I don’t remember how old I was when feeding and watering our chickens became my responsibility; something tells me I was around eight. I also had to rake their droppings from the shelf beneath the rod they perched on. I didn’t really like this, however if I wanted my allowance, I had to. They provided us with eggs and occasionally meat. I didn’t care for eggs, and I wasn’t very fond of the live chickens, however I did enjoy roast chicken on a Sunday, (purchased, not from our flock) served up with the crimson jelly my mother made from apples, cranberries and quinces from my great grandfather’s trees.
My mother considered me irresponsible. Perhaps her expectations were too high for my abilities. Or maybe she didn’t start me off a little at a time, learning by doing small tasks. When children are growing up it is important to give them responsibilities. Even a small child can do simple tasks. If the child is forgetful or perhaps deliberately tests the parent by ignoring his or her duties, it is the responsibility of the parent to follow up on the discipline with reminders as well as consistent persistence. That’s part of the responsibility of parenting. It also helps with self-discipline later on when the child is grown.
As an adult I find there are times I have to make a decision as to what is and what is not my responsibility. When I see trash on the sidewalk or paper towels on the floor of a restroom, I wonder if it is my responsibility to pick up after someone else. At home do I put away my husband’s clothes as well as mine or leave them for him to put away? Who is responsible for what in a household is often divided along lines of familiarity. Growing up, who mowed the lawn, took out the trash, checked to see if the door was locked at night?
I remember my mother saying at a certain time in the evening, her father would wind the grandfather clock and that would be his signal for her current boyfriend to depart. We didn’t have a grandfather clock to wind, however my father was responsible for the houseplants and flowers in our home. All summer he would carefully arrange fresh flowers in vases, some from his garden, some from my grandmother’s. My mother was responsible for the cooking, for the purchase of food and for what and when we ate. She also carved the roast or chicken we had on Sundays because she thought she did a better job of it.
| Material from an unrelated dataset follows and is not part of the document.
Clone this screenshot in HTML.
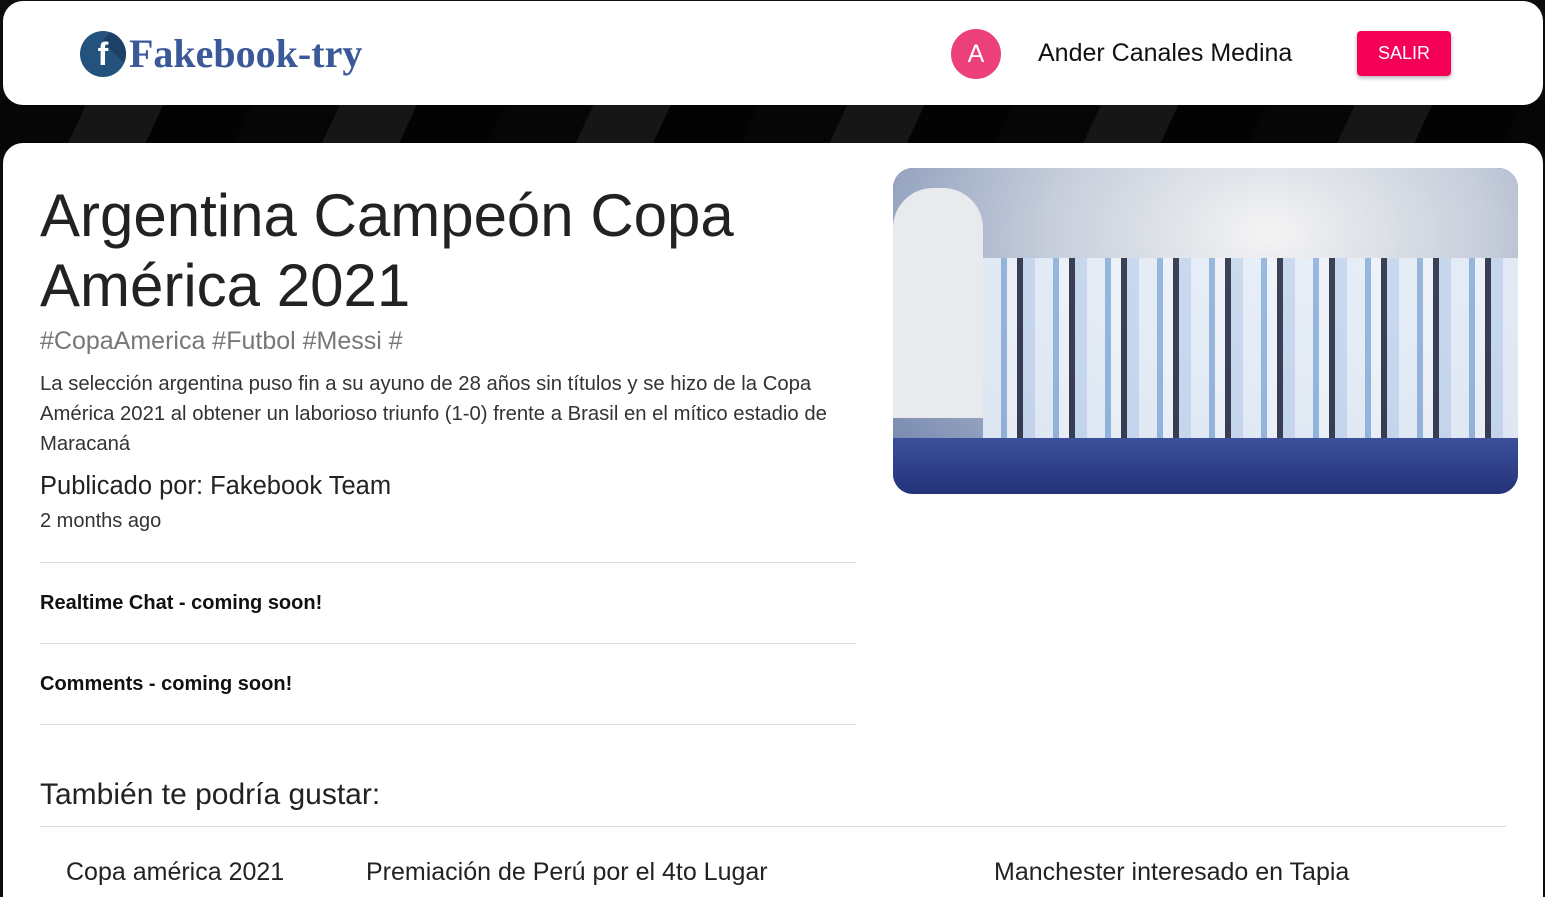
<!DOCTYPE html>
<html><head><meta charset="utf-8"><style>
*{margin:0;padding:0;box-sizing:border-box}
html,body{width:1545px;height:897px;overflow:hidden}
body{font-family:"Liberation Sans",Arial,sans-serif;background:#0d0d0d;position:relative}
.bg{position:absolute;left:0;top:100px;width:1545px;height:50px;
background:repeating-linear-gradient(115deg,#060606 0 80px,#161616 80px 150px,#030303 150px 230px);}
.hdr{position:absolute;left:3px;top:1px;width:1540px;height:104px;background:#fff;border-radius:20px}
.logo{position:absolute;left:80px;top:31px;width:46px;height:46px;border-radius:50%;background:#23527c;overflow:hidden}
.logo:after{content:"";position:absolute;left:22px;top:10px;width:40px;height:60px;background:#1d4166;transform:rotate(-45deg);transform-origin:0 0}
.logo span{position:absolute;left:0;width:46px;top:5px;text-align:center;color:#fff;font:bold 32px "Liberation Sans",sans-serif;z-index:1}
.brand{position:absolute;left:129px;top:30px;font:bold 40px "Liberation Serif",serif;color:#3b5998}
.av{position:absolute;left:951px;top:29px;width:50px;height:50px;border-radius:50%;background:#ec407a;color:#fff;font-size:25px;text-align:center;line-height:50px}
.name{position:absolute;left:1038px;top:39px;font-size:25px;color:#111}
.btn{position:absolute;left:1357px;top:31px;width:94px;height:45px;background:#f50057;border-radius:4px;color:#fff;font-size:18px;text-align:center;line-height:45px;box-shadow:0 2px 4px rgba(0,0,0,.3)}
.main{position:absolute;left:3px;top:143px;width:1540px;height:754px;background:#fff;border-radius:20px 20px 0 0}
.t{position:absolute;color:#222;white-space:nowrap}
.img{position:absolute;left:893px;top:168px;width:625px;height:326px;border-radius:20px;overflow:hidden;background:#2a3b80}
.hr{position:absolute;left:40px;width:816px;height:1px;background:#ddd}
</style></head><body>
<div class="bg"></div>
<div class="hdr"></div>
<div class="logo"><span>f</span></div>
<div class="brand">Fakebook-try</div>
<div class="av">A</div>
<div class="name">Ander Canales Medina</div>
<div class="btn">SALIR</div>
<div class="main"></div>
<div class="t" style="left:40px;top:181px;font-size:60px;line-height:70px;width:820px;white-space:normal">Argentina Campeón Copa América 2021</div>
<div class="t" style="left:40px;top:327px;font-size:25px;color:#777">#CopaAmerica #Futbol #Messi #</div>
<div class="t" style="left:40px;top:369px;font-size:20.3px;line-height:30px;width:818px;color:#333;white-space:normal">La selección argentina puso fin a su ayuno de 28 años sin títulos y se hizo de la Copa América 2021 al obtener un laborioso triunfo (1-0) frente a Brasil en el mítico estadio de Maracaná</div>
<div class="t" style="left:40px;top:472px;font-size:25.5px">Publicado por: Fakebook Team</div>
<div class="t" style="left:40px;top:510px;font-size:20px;color:#333">2 months ago</div>
<div class="hr" style="top:562px"></div>
<div class="t" style="left:40px;top:592px;font-size:20px;font-weight:bold;color:#111">Realtime Chat - coming soon!</div>
<div class="hr" style="top:643px"></div>
<div class="t" style="left:40px;top:673px;font-size:20px;font-weight:bold;color:#111">Comments - coming soon!</div>
<div class="hr" style="top:724px"></div>
<div class="t" style="left:40px;top:778px;font-size:30px">También te podría gustar:</div>
<div class="hr" style="top:826px;width:1466px"></div>
<div class="t" style="left:66px;top:858px;font-size:25px">Copa américa 2021</div>
<div class="t" style="left:366px;top:858px;font-size:25px">Premiación de Perú por el 4to Lugar</div>
<div class="t" style="left:994px;top:858px;font-size:25px">Manchester interesado en Tapia</div>
<div class="img">
<div style="position:absolute;left:0;top:0;width:625px;height:326px;background:radial-gradient(ellipse at 60% 20%,#f4f4f4 0,#c8cfdc 40%,#6a7ea8 100%)"></div>
<div style="position:absolute;left:0;top:20px;width:90px;height:230px;background:#e8eaee;border-radius:40px 40px 0 0"></div>
<div style="position:absolute;left:90px;top:90px;width:535px;height:200px;background:repeating-linear-gradient(90deg,#e6eef8 0 18px,#8fb2dc 18px 24px,#f0f4fa 24px 34px,#2a2f45 34px 40px,#c6d8ef 40px 52px);opacity:.9"></div>
<div style="position:absolute;left:0;top:270px;width:625px;height:56px;background:linear-gradient(180deg,#3b4f9a,#24337a)"></div>
</div>
</body></html>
The word responsibility implies a response to something. If I am aware of a an important duty, like paying my taxes, being sure to vote, stopping at stop signs, or even washing my hands after I sneeze, cough or go to the bathroom, then I respond by acting. I take responsibility for that which is my personal obligation to society or to myself. However there is this gray area where I need to make decisions: do I try to help if my help may not be wanted? Do I act when my action may not be what is needed? Taking responsibility for what I do or do not do requires me to think and think again.